Mister Edward Collins visitó preferentemente algunos de los campos que estaban siendo conservados casi intactos para que su análisis fuera exhaustivo y pudiera, poco a poco, establecerse la escueta verdad. Por los interrogatorios se supo que la mano de obra utilizada la constituyeron, por regla general, los propios detenidos. También se supo que hubo judíos que delataban a sus "hermanos" intentando salvarse. Muchas mujeres alemanas, algunas de ellas jóvenes y de gran belleza, pertenecientes a la SS, demostraron una gran crueldad, bien utilizando el látigo, bien contemplando la lenta agonía de las víctimas o disparando contra éstas a placer. Algunas walkyrias encuadernaron sus libros con piel humana o remataron sus muebles con huesos elegidos entre los esqueletos.

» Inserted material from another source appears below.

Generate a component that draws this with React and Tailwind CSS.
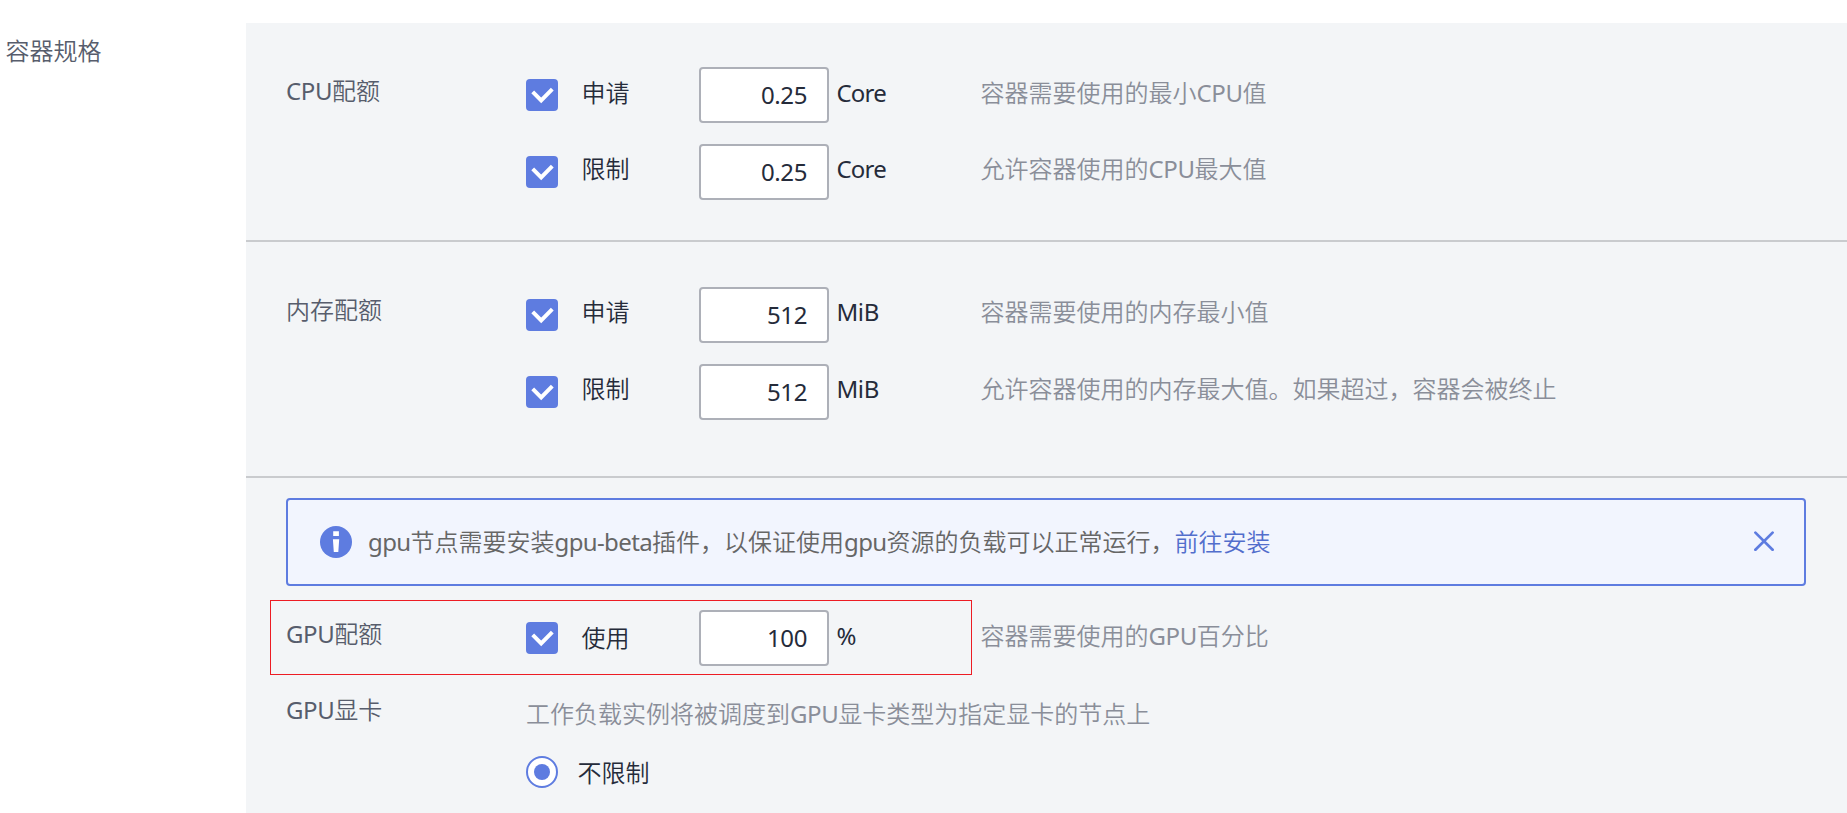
import React from "react";

// Letter spacing of a Latin run: capitals and digits are set looser than lower case.
function tracking(run) {
  if (/^[A-Z0-9.%]+$/.test(run) || run === "MiB") return "tracking-[-0.4px]";
  if (/^[a-z-]+$/.test(run)) return "tracking-[-0.62px]";
  return "tracking-[-0.8px]";
}

// Renders mixed Chinese / Latin text, tightening the Latin runs.
function Text({ children, className = "" }) {
  const parts = children.split(/([A-Za-z0-9.%-]+)/).filter(Boolean);
  return (
    <div className={`h-6 shrink-0 whitespace-nowrap text-[24px] leading-[24px] font-[350] ${className}`}>
      {parts.map((part, i) =>
        /^[A-Za-z0-9.%-]/.test(part) ? (
          <span key={i} className={`font-normal ${tracking(part)}`}>{part}</span>
        ) : (
          <span key={i}>{part}</span>
        )
      )}
    </div>
  );
}

function Checkbox() {
  return (
    <svg className="mt-3 h-8 w-8 shrink-0" viewBox="0 0 32 32">
      <rect width="32" height="32" rx="4" fill="#5e7ce0" />
      <path d="M6.7 12.8 15.2 21.3 26.3 10.2" fill="none" stroke="#fff" strokeWidth="4" />
    </svg>
  );
}

function QuotaRow({ name, value, unit, hint, nameTop = "mt-[13px]", unitTop = "mt-[13px]", hintTop = "mt-[13px]" }) {
  return (
    <div className="flex h-14 items-start">
      <Checkbox />
      <div className="w-[141px] shrink-0 pl-[23.5px]">
        <Text className={`text-[#252b3a] ${nameTop}`}>{name}</Text>
      </div>
      <div className="flex h-14 w-[130px] shrink-0 items-center justify-end rounded-[4px] border-2 border-[#adb0b8] bg-white pr-5">
        <Text className="text-[#252b3a]">{value}</Text>
      </div>
      <div className="w-[151.5px] shrink-0 pl-[7.5px]">
        <Text className={`text-[#252b3a] ${unitTop}`}>{unit}</Text>
      </div>
      <Text className={`text-[#8a8e99] ${hintTop}`}>{hint}</Text>
    </div>
  );
}

export default function App() {
  return (
    <div
      lang="zh-CN"
      className="flex h-[813px] w-[1847px] overflow-hidden bg-white pt-[23px] font-['Noto_Sans','Noto_Sans_CJK_SC',sans-serif]"
    >
      <div className="w-[246px] shrink-0 pt-4 pl-[5.5px]">
        <Text className="text-[#575d6c]">容器规格</Text>
      </div>

      <main className="flex-1 bg-[#f3f5f7]">
        <section className="flex h-[219px] border-b-2 border-[#c9cbce] pt-11 pl-10">
          <div className="w-60 shrink-0 pt-3">
            <Text className="text-[#575d6c]">CPU配额</Text>
          </div>
          <div className="flex flex-col gap-[21px]">
            <QuotaRow name="申请" value="0.25" unit="Core" hint="容器需要使用的最小CPU值" nameTop="mt-[14px]" unitTop="mt-[14px]" hintTop="mt-[14px]" />
            <QuotaRow name="限制" value="0.25" unit="Core" hint="允许容器使用的CPU最大值" />
          </div>
        </section>

        <section className="flex h-[236px] border-b-2 border-[#c9cbce] pt-[45px] pl-10">
          <div className="w-60 shrink-0 pt-[11px]">
            <Text className="text-[#575d6c]">内存配额</Text>
          </div>
          <div className="flex flex-col gap-[21px]">
            <QuotaRow name="申请" value="512" unit="MiB" hint="容器需要使用的内存最小值" />
            <QuotaRow name="限制" value="512" unit="MiB" hint="允许容器使用的内存最大值。如果超过，容器会被终止" />
          </div>
        </section>

        <section className="pt-5 pl-10">
          <div className="flex h-[88px] w-[1520px] items-start rounded-[4px] border-2 border-[#5e7ce0] bg-[#f2f5fe] pl-8">
            <svg className="mt-[26px] h-8 w-8 shrink-0" viewBox="0 0 32 32">
              <circle cx="16" cy="16" r="16" fill="#5e7ce0" />
              <path d="M13.2 5.2h5.7v4.7h-5.7zM12.9 13.2h6.3l-.9 12.9h-4.5z" fill="#fff" />
            </svg>
            <Text className="mt-[30px] ml-4 text-[#666666]">gpu节点需要安装gpu-beta插件，以保证使用gpu资源的负载可以正常运行，</Text>
            <Text className="mt-[30px] text-[#526ecc]">前往安装</Text>
            <svg className="mt-[31px] mr-[30px] ml-auto h-5 w-5 shrink-0" viewBox="0 0 20 20">
              <path d="M1.4 1.6 18.6 18.8M18.6 1.6 1.4 18.8" stroke="#5e7ce0" strokeWidth="2.7" strokeLinecap="round" />
            </svg>
          </div>

          <div className="mt-[14px] -ml-4 flex h-[75px] w-[702px] border border-[#ed1c24] pt-[9px] pl-[15px]">
            <div className="w-60 shrink-0 pt-3">
              <Text className="text-[#575d6c]">GPU配额</Text>
            </div>
            <QuotaRow name="使用" value="100" unit="%" hint="容器需要使用的GPU百分比" nameTop="mt-4" unitTop="mt-[14px]" hintTop="mt-[14px]" />
          </div>

          <div className="flex pt-[23px]">
            <div className="w-60 shrink-0">
              <Text className="text-[#575d6c]">GPU显卡</Text>
            </div>
            <div>
              <Text className="mt-1 text-[#8a8e99]">工作负载实例将被调度到GPU显卡类型为指定显卡的节点上</Text>
              <div className="mt-[30px] flex">
                <svg className="h-8 w-8 shrink-0" viewBox="0 0 32 32">
                  <circle cx="16" cy="16" r="15" fill="#fff" stroke="#5e7ce0" strokeWidth="2" />
                  <circle cx="16" cy="16" r="8" fill="#5e7ce0" />
                </svg>
                <Text className="mt-[5px] ml-[19.5px] text-[#252b3a]">不限制</Text>
              </div>
            </div>
          </div>
        </section>
      </main>
    </div>
  );
}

Todo cuanto veía iba quedando grabado en la memoria de mister Edward Collins, quien no cesaba de pensar en su mujer y en que algún día sus hijos deberían también visitar tan inmensos cementerios. Igualmente pensaba en sus amigos de Gerona, que eran, en primer lugar, el cónsul americano, mister John Stern, y a seguido Manolo y Esther. Por cierto que, desde Alemania, e incluso desde el propio Londres, Gerona le parecía un oasis de paz, dijeran lo que dijeran los enemigos de Franco. El hotel del Centro, qué descanso! Limpio, rebosante de vida gracias a los huéspedes, sin trazas de bombardeos ni de fosas comunes. El viejo Churchill tenía razón: España se había salvado de la guerra y además cuando el desembarco aliado en África ayudó de forma decisiva a las tropas inglesas.
* * *
Llegado a Gerona, mister Collins llamó por teléfono a Manolo y Esther. Quería hablar con ellos, necesitaba desahogarse. Le invitaron a cenar; antes, empero, el cónsul se dio el gustazo de pasearse un rato por el barrio antiguo. Su calma, su silencio, le impresionaron mucho más que de costumbre. Los campanarios de San Félix y la catedral parecían proteger a aquellos seres que durante varios años habían sido obligados a saludar brazo en alto, a gritar heil Hitler! Incluso ahora, cómo lo harían para enterarse de lo ocurrido? Seguro que la férrea censura los mantendría en la ignorancia. Él se había traído consigo algunas fotografías espeluznantes, de seres cadavéricos agarrados a unos barrotes, con cables de alta tensión a medio metro de sus caras o de sus manos. Y los documentales! Por toda Europa, y por supuesto en los Estados Unidos, empezaban a proyectarse películas tomadas por Dios sabe quién: algún corresponsal, algún prisionero, algún guardián que querría luego refocilarse con ellas en casa o presumir entre las amistades. Nada de eso conocerían los gerundenses. Los gerundenses sólo sabrían que "desde el año 1939 se habían construido en España cuarenta pantanos" y que el arzobispo primado Pía y Deniel había declarado: "La guerra es justa cuando es necesaria".